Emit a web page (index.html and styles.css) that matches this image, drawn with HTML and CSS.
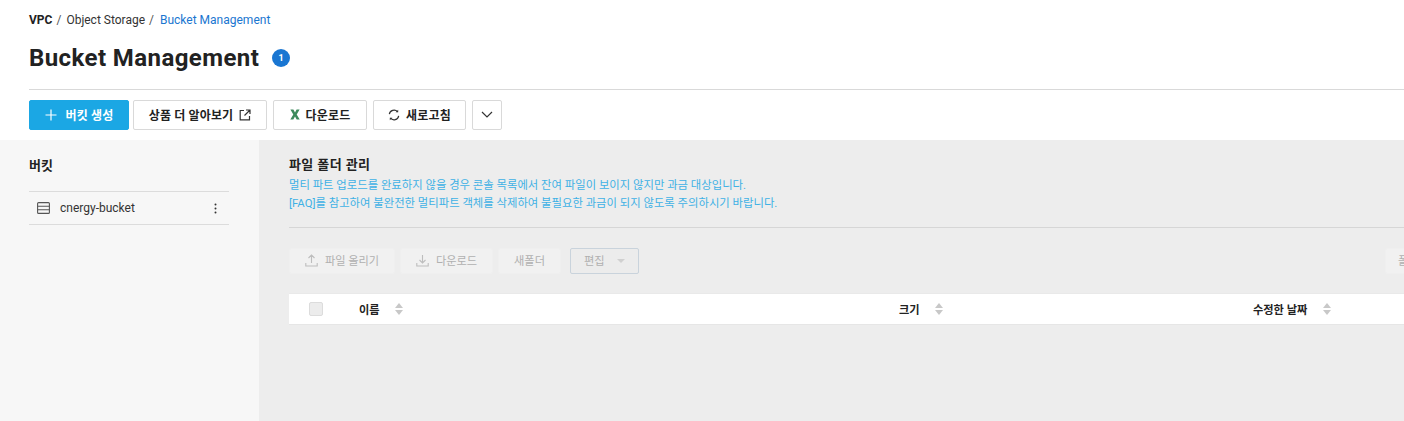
FILE: index.html
```html
<!DOCTYPE html>
<html lang="ko">
<head>
    <meta charset="UTF-8">
    <meta name="viewport" content="width=device-width, initial-scale=1.0">
    <title>Bucket Management</title>
    <link rel="stylesheet" href="styles.css">
</head>
<body>

<div class="page-head">
    <div class="breadcrumb">
        <span class="crumb-root">VPC</span><span class="crumb-sep">/</span>
        <span>Object Storage</span><span class="crumb-sep">/</span>
        <span class="crumb-current">Bucket Management</span>
    </div>
    <div class="title-row">
        <h1>Bucket Management</h1>
        <span class="count-badge">1</span>
    </div>
    <div class="head-line"></div>
    <div class="action-bar">
        <button class="btn btn-primary btn-create">
            <svg width="12" height="12" viewBox="0 0 12 12"><path d="M6 0.5v11M0.5 6h11" stroke="#fff" stroke-width="1.2" fill="none"/></svg>
            버킷 생성
        </button>
        <button class="btn btn-info">
            상품 더 알아보기
            <svg width="12" height="12" viewBox="0 0 12 12" fill="none" stroke="#333" stroke-width="1.2"><path d="M5 1.5H1.2v9.3h9.3V7M7 1h4v4M11 1L5.5 6.5"/></svg>
        </button>
        <button class="btn btn-download">
            <svg width="10" height="11" viewBox="0 0 10 11"><path d="M0.4 0.5h3L5 3.6 6.6 0.5h3L6.7 5.5l3 5h-3L5 7.4 3.3 10.5h-3l3-5z" fill="#3d8a5c"/></svg>
            다운로드
        </button>
        <button class="btn btn-refresh">
            <svg width="12" height="12" viewBox="0 0 12 12" fill="none" stroke="#333" stroke-width="1.2"><path d="M1.3 5.2A4.8 4.8 0 0 1 9.6 2.8M10.7 6.8A4.8 4.8 0 0 1 2.4 9.2"/><path d="M7.6 3.2h2.6V0.8z" fill="#333" stroke="none"/><path d="M4.4 8.8H1.8v2.4z" fill="#333" stroke="none"/></svg>
            새로고침
        </button>
        <button class="btn btn-more">
            <svg width="12" height="7" viewBox="0 0 12 7" fill="none" stroke="#333" stroke-width="1.2"><path d="M1 1l5 5 5-5"/></svg>
        </button>
    </div>
</div>

<div class="content">
    <aside class="sidebar">
        <h2>버킷</h2>
        <div class="bucket-item">
            <svg class="bucket-icon" width="13" height="12" viewBox="0 0 13 12" fill="none" stroke="#555" stroke-width="1.1"><rect x="0.6" y="0.6" width="11.8" height="10.8" rx="1"/><path d="M0.6 4.2h11.8M0.6 7.8h11.8"/></svg>
            <span class="bucket-name">cnergy-bucket</span>
            <svg class="kebab" width="3" height="11" viewBox="0 0 3 11" fill="#333"><circle cx="1.5" cy="1.5" r="1"/><circle cx="1.5" cy="5.5" r="1"/><circle cx="1.5" cy="9.5" r="1"/></svg>
        </div>
    </aside>

    <main class="main">
        <div class="main-inner">
            <h2>파일 폴더 관리</h2>
            <p class="notice">멀티 파트 업로드를 완료하지 않을 경우 콘솔 목록에서 잔여 파일이 보이지 않지만 과금 대상입니다.</p>
            <p class="notice">[FAQ]를 참고하여 불완전한 멀티파트 객체를 삭제하여 불필요한 과금이 되지 않도록 주의하시기 바랍니다.</p>
            <div class="main-line"></div>

            <div class="file-toolbar">
                <button class="file-btn file-upload">
                    <svg width="13" height="13" viewBox="0 0 13 13" fill="none" stroke="#bdbdbd" stroke-width="1.1"><path d="M6.5 9V1M3.5 4l3-3 3 3M0.8 9v3h11.4V9"/></svg>
                    파일 올리기
                </button>
                <button class="file-btn file-download">
                    <svg width="13" height="13" viewBox="0 0 13 13" fill="none" stroke="#bdbdbd" stroke-width="1.1"><path d="M6.5 1v8M3.5 6l3 3 3-3M0.8 9v3h11.4V9"/></svg>
                    다운로드
                </button>
                <button class="file-btn file-folder">새폴더</button>
                <button class="file-edit">편집<span class="caret"></span></button>
                <button class="file-btn file-right">폴더 검색</button>
            </div>

            <div class="table-head">
                <div class="col col-check"><span class="checkbox"></span></div>
                <div class="col col-name">이름<span class="sort"></span></div>
                <div class="col col-size">크기<span class="sort"></span></div>
                <div class="col col-date">수정한 날짜<span class="sort"></span></div>
            </div>
        </div>
    </main>
</div>

</body>
</html>
```

FILE: styles.css
```css
* {
    box-sizing: border-box;
}

html, body {
    height: 100%;
}

body {
    margin: 0;
    font-family: Roboto, "Noto Sans CJK KR", sans-serif;
    color: #222;
    background-color: #fff;
    overflow: hidden;
    display: flex;
    flex-direction: column;
}

button {
    font-family: inherit;
    cursor: pointer;
}

.page-head {
    height: 140px;
    padding: 12px 0 0 29px;
    flex-shrink: 0;
}

.breadcrumb {
    font-size: 12px;
    line-height: 16px;
    color: #333;
    display: flex;
}

.crumb-root {
    font-weight: 700;
    color: #222;
}

.crumb-sep {
    margin: 0 5px 0 4px;
    color: #555;
}

.crumb-sep + span + .crumb-sep {
    margin-right: 6px;
}

.crumb-current {
    color: #1a76d0;
}

.title-row {
    display: flex;
    align-items: center;
    margin-top: 14px;
    height: 32px;
}

h1 {
    margin: 0;
    font-size: 24px;
    font-weight: 700;
    line-height: 32px;
    letter-spacing: 0.42px;
    color: #222;
}

.count-badge {
    width: 18px;
    height: 18px;
    margin-left: 13px;
    border-radius: 50%;
    background-color: #1976d2;
    color: #fff;
    font-size: 9px;
    font-weight: 700;
    display: flex;
    align-items: center;
    justify-content: center;
}

.head-line {
    height: 1px;
    margin-top: 15px;
    background-color: #d9d9d9;
}

.action-bar {
    display: flex;
    margin-top: 10px;
    gap: 6px;
}

.btn {
    height: 30px;
    padding: 0 0 1px;
    border: 1px solid #d9d9d9;
    border-radius: 2px;
    background-color: #fff;
    color: #222;
    font-size: 12px;
    font-weight: 700;
    letter-spacing: 0.15px;
    display: flex;
    align-items: center;
    justify-content: center;
    gap: 6px;
}

.btn-primary {
    background-color: #1ba7e4;
    border-color: #1ba7e4;
    color: #fff;
}

.btn-create {
    width: 100px;
    gap: 9px;
    margin-right: -2px;
}

.btn-info {
    width: 134px;
}

.btn-download {
    width: 94px;
}

.btn-refresh {
    width: 93px;
}

.btn-more {
    width: 30px;
}

.content {
    flex: 1;
    display: flex;
    min-height: 0;
}

.sidebar {
    width: 259px;
    flex-shrink: 0;
    padding: 17px 30px 0 29px;
    background-color: #f7f7f7;
}

.sidebar h2 {
    margin: 0;
    font-size: 13px;
    font-weight: 700;
    line-height: 18px;
    color: #222;
}

.bucket-item {
    height: 34px;
    margin-top: 16px;
    padding: 0 10px 0 8px;
    border-top: 1px solid #dcdcdc;
    border-bottom: 1px solid #dcdcdc;
    display: flex;
    align-items: center;
    font-size: 12px;
    color: #333;
}

.bucket-name {
    margin-left: 10px;
    flex: 1;
}

.kebab {
    margin-right: 2px;
}

.main {
    flex: 1;
    min-width: 0;
    overflow: hidden;
    background-color: #ededed;
    padding: 16px 0 0 30px;
}

.main-inner {
    width: 1200px;
}

.main h2 {
    margin: 0;
    font-size: 13px;
    font-weight: 700;
    line-height: 18px;
    letter-spacing: 0.4px;
    color: #222;
}

.notice {
    margin: 0;
    font-size: 11.35px;
    line-height: 18px;
    color: #3fb1e5;
}

.main h2 + .notice {
    margin-top: 2px;
}

.main-line {
    height: 1px;
    margin-top: 15px;
    background-color: #d6d6d6;
}

.file-toolbar {
    display: flex;
    margin-top: 20px;
    gap: 5px;
}

.file-btn {
    height: 26px;
    padding: 0 0 2px;
    border: 1px solid #efefef;
    border-radius: 2px;
    background-color: #f1f1f1;
    color: #b0b0b0;
    font-size: 11.2px;
    display: flex;
    align-items: center;
    justify-content: center;
    gap: 7px;
}

.file-upload {
    width: 106px;
}

.file-download {
    width: 93px;
}

.file-folder {
    width: 63px;
}

.file-edit {
    width: 69px;
    height: 26px;
    margin-left: 4px;
    padding: 0 0 2px 13px;
    border: 1px solid #c9d3dc;
    border-radius: 2px;
    background-color: #ececec;
    color: #b0b0b0;
    font-size: 11.2px;
    display: flex;
    align-items: center;
}

.caret {
    margin: 2px 0 0 12px;
    border-left: 4px solid transparent;
    border-right: 4px solid transparent;
    border-top: 4px solid #d0d0d0;
}

.file-right {
    width: 104px;
    margin-left: auto;
    padding-left: 12px;
    justify-content: flex-start;
}

.table-head {
    height: 32px;
    margin-top: 19px;
    background-color: #fff;
    border-top: 1px solid #e9e9e9;
    border-bottom: 1px solid #e6e6e6;
    display: flex;
    align-items: center;
    font-size: 11.2px;
    font-weight: 700;
    color: #222;
}

.col {
    display: flex;
    align-items: center;
}

.col-check {
    width: 70px;
    padding-left: 20px;
}

.col-name {
    width: 540px;
}

.col-size {
    width: 354px;
}

.checkbox {
    width: 14px;
    height: 14px;
    border: 1px solid #dcdcdc;
    border-radius: 2px;
    background-color: #ececec;
}

.sort {
    margin-left: 15px;
    width: 8px;
    height: 12px;
    position: relative;
}

.col-date .sort {
    margin-left: 16px;
}

.sort::before,
.sort::after {
    content: "";
    position: absolute;
    left: 0;
    border-left: 4px solid transparent;
    border-right: 4px solid transparent;
}

.sort::before {
    top: 0;
    border-bottom: 5px solid #c8c8c8;
}

.sort::after {
    bottom: 0;
    border-top: 5px solid #c8c8c8;
}
```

------

**Exercise objective**
Search the data for "page". Copy every line that has it.

**The output**
Emit a web page (index.html and styles.css) that matches this image, drawn with HTML and CSS.
<div class="page-head">
.page-head {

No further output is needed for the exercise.